**Exercise**
Omit every picture and return the rest of the data unaltered.

**Code that builds pages**
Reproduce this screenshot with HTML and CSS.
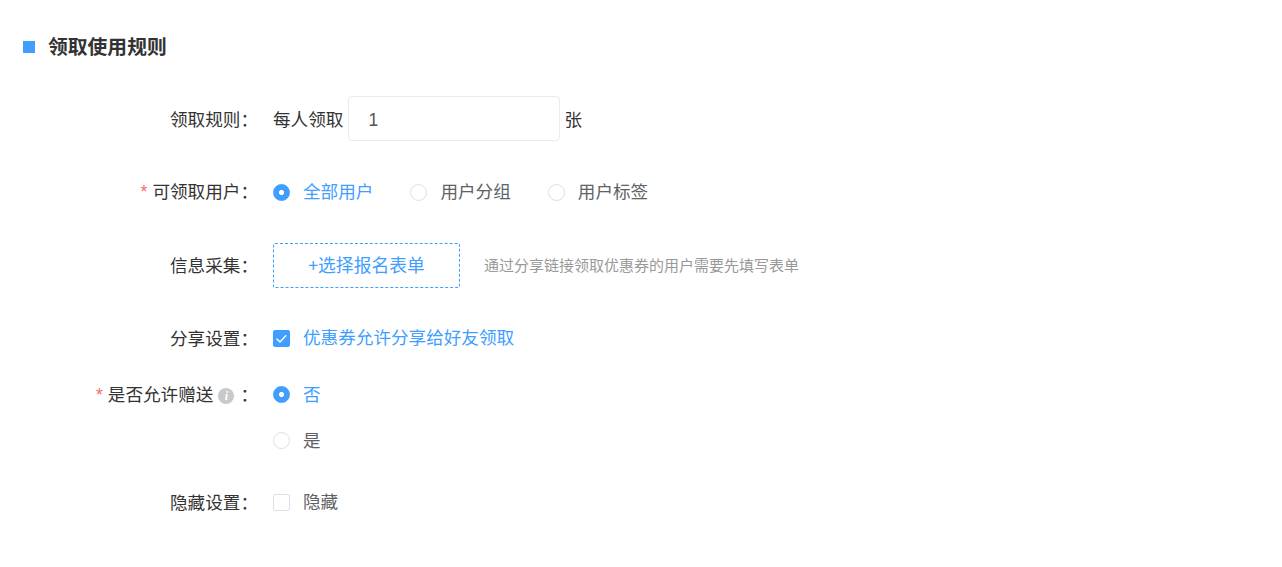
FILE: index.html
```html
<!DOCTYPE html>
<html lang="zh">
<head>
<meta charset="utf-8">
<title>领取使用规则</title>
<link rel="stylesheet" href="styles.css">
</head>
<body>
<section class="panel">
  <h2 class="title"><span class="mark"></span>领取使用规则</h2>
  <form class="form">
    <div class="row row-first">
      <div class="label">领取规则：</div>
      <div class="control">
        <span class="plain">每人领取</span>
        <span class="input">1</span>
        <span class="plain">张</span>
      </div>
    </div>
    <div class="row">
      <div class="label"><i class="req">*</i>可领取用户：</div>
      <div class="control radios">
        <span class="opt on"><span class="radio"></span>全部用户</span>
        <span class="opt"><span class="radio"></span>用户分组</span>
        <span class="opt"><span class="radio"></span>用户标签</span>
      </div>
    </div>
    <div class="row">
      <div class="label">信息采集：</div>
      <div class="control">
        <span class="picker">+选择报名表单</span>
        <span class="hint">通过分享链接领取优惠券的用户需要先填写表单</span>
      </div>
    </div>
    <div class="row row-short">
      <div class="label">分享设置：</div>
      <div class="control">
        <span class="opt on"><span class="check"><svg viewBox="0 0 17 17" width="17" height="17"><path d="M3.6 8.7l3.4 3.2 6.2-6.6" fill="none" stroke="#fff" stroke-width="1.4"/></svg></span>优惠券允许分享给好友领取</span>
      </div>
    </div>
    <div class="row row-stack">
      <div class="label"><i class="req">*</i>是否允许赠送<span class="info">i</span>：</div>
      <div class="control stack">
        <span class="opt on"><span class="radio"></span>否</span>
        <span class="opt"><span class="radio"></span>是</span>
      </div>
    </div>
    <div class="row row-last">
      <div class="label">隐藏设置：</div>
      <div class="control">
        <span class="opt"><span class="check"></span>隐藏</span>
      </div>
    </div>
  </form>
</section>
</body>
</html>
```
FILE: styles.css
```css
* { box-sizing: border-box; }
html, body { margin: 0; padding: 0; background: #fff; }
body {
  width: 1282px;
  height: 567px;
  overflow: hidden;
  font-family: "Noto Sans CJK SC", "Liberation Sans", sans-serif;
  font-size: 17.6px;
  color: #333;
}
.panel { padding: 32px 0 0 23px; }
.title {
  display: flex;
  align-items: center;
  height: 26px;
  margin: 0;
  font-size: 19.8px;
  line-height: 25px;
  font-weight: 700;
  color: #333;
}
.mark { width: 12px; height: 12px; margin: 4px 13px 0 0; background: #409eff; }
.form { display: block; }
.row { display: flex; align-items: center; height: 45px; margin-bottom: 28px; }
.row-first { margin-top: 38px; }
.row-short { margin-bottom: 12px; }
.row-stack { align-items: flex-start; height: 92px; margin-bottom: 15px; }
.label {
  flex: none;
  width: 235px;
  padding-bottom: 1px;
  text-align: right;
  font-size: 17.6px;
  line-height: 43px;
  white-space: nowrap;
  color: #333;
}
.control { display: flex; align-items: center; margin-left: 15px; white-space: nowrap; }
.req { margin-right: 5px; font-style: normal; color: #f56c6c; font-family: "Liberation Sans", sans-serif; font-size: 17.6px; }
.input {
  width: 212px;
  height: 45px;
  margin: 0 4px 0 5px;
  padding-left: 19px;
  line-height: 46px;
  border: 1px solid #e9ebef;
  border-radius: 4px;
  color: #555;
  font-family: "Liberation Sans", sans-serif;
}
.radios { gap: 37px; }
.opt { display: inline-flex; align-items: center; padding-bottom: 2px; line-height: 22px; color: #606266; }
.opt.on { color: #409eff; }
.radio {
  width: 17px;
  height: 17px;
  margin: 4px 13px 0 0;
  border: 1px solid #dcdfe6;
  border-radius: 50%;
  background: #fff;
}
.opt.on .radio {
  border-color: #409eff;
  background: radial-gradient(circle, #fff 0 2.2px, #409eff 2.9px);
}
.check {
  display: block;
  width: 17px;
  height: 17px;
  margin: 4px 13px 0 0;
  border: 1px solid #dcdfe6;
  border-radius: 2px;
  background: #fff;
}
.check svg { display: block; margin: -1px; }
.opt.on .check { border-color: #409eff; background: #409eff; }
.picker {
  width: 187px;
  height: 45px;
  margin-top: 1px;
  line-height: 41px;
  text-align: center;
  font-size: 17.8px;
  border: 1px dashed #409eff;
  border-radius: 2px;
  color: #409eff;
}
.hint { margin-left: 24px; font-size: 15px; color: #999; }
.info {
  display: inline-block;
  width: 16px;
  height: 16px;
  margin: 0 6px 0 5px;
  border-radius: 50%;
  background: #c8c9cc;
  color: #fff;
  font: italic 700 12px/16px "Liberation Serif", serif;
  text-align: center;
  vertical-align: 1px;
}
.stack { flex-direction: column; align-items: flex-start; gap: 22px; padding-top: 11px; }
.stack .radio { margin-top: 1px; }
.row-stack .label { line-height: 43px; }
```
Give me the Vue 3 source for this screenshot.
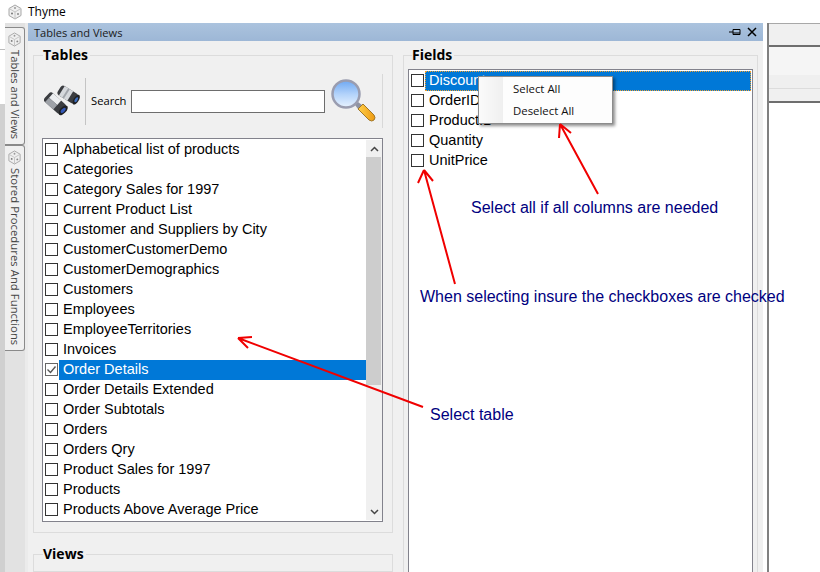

**Written response**
Reproduce this screenshot with HTML and CSS.
FILE: index.html
```html
<!DOCTYPE html>
<html lang="zh">
<head>
<meta charset="utf-8">
<title>领取使用规则</title>
<link rel="stylesheet" href="styles.css">
</head>
<body>
<section class="panel">
  <h2 class="title"><span class="mark"></span>领取使用规则</h2>
  <form class="form">
    <div class="row row-first">
      <div class="label">领取规则：</div>
      <div class="control">
        <span class="plain">每人领取</span>
        <span class="input">1</span>
        <span class="plain">张</span>
      </div>
    </div>
    <div class="row">
      <div class="label"><i class="req">*</i>可领取用户：</div>
      <div class="control radios">
        <span class="opt on"><span class="radio"></span>全部用户</span>
        <span class="opt"><span class="radio"></span>用户分组</span>
        <span class="opt"><span class="radio"></span>用户标签</span>
      </div>
    </div>
    <div class="row">
      <div class="label">信息采集：</div>
      <div class="control">
        <span class="picker">+选择报名表单</span>
        <span class="hint">通过分享链接领取优惠券的用户需要先填写表单</span>
      </div>
    </div>
    <div class="row row-short">
      <div class="label">分享设置：</div>
      <div class="control">
        <span class="opt on"><span class="check"><svg viewBox="0 0 17 17" width="17" height="17"><path d="M3.6 8.7l3.4 3.2 6.2-6.6" fill="none" stroke="#fff" stroke-width="1.4"/></svg></span>优惠券允许分享给好友领取</span>
      </div>
    </div>
    <div class="row row-stack">
      <div class="label"><i class="req">*</i>是否允许赠送<span class="info">i</span>：</div>
      <div class="control stack">
        <span class="opt on"><span class="radio"></span>否</span>
        <span class="opt"><span class="radio"></span>是</span>
      </div>
    </div>
    <div class="row row-last">
      <div class="label">隐藏设置：</div>
      <div class="control">
        <span class="opt"><span class="check"></span>隐藏</span>
      </div>
    </div>
  </form>
</section>
</body>
</html>
```
FILE: styles.css
```css
* { box-sizing: border-box; }
html, body { margin: 0; padding: 0; background: #fff; }
body {
  width: 1282px;
  height: 567px;
  overflow: hidden;
  font-family: "Noto Sans CJK SC", "Liberation Sans", sans-serif;
  font-size: 17.6px;
  color: #333;
}
.panel { padding: 32px 0 0 23px; }
.title {
  display: flex;
  align-items: center;
  height: 26px;
  margin: 0;
  font-size: 19.8px;
  line-height: 25px;
  font-weight: 700;
  color: #333;
}
.mark { width: 12px; height: 12px; margin: 4px 13px 0 0; background: #409eff; }
.form { display: block; }
.row { display: flex; align-items: center; height: 45px; margin-bottom: 28px; }
.row-first { margin-top: 38px; }
.row-short { margin-bottom: 12px; }
.row-stack { align-items: flex-start; height: 92px; margin-bottom: 15px; }
.label {
  flex: none;
  width: 235px;
  padding-bottom: 1px;
  text-align: right;
  font-size: 17.6px;
  line-height: 43px;
  white-space: nowrap;
  color: #333;
}
.control { display: flex; align-items: center; margin-left: 15px; white-space: nowrap; }
.req { margin-right: 5px; font-style: normal; color: #f56c6c; font-family: "Liberation Sans", sans-serif; font-size: 17.6px; }
.input {
  width: 212px;
  height: 45px;
  margin: 0 4px 0 5px;
  padding-left: 19px;
  line-height: 46px;
  border: 1px solid #e9ebef;
  border-radius: 4px;
  color: #555;
  font-family: "Liberation Sans", sans-serif;
}
.radios { gap: 37px; }
.opt { display: inline-flex; align-items: center; padding-bottom: 2px; line-height: 22px; color: #606266; }
.opt.on { color: #409eff; }
.radio {
  width: 17px;
  height: 17px;
  margin: 4px 13px 0 0;
  border: 1px solid #dcdfe6;
  border-radius: 50%;
  background: #fff;
}
.opt.on .radio {
  border-color: #409eff;
  background: radial-gradient(circle, #fff 0 2.2px, #409eff 2.9px);
}
.check {
  display: block;
  width: 17px;
  height: 17px;
  margin: 4px 13px 0 0;
  border: 1px solid #dcdfe6;
  border-radius: 2px;
  background: #fff;
}
.check svg { display: block; margin: -1px; }
.opt.on .check { border-color: #409eff; background: #409eff; }
.picker {
  width: 187px;
  height: 45px;
  margin-top: 1px;
  line-height: 41px;
  text-align: center;
  font-size: 17.8px;
  border: 1px dashed #409eff;
  border-radius: 2px;
  color: #409eff;
}
.hint { margin-left: 24px; font-size: 15px; color: #999; }
.info {
  display: inline-block;
  width: 16px;
  height: 16px;
  margin: 0 6px 0 5px;
  border-radius: 50%;
  background: #c8c9cc;
  color: #fff;
  font: italic 700 12px/16px "Liberation Serif", serif;
  text-align: center;
  vertical-align: 1px;
}
.stack { flex-direction: column; align-items: flex-start; gap: 22px; padding-top: 11px; }
.stack .radio { margin-top: 1px; }
.row-stack .label { line-height: 43px; }
```
Give me the Vue 3 source for this screenshot.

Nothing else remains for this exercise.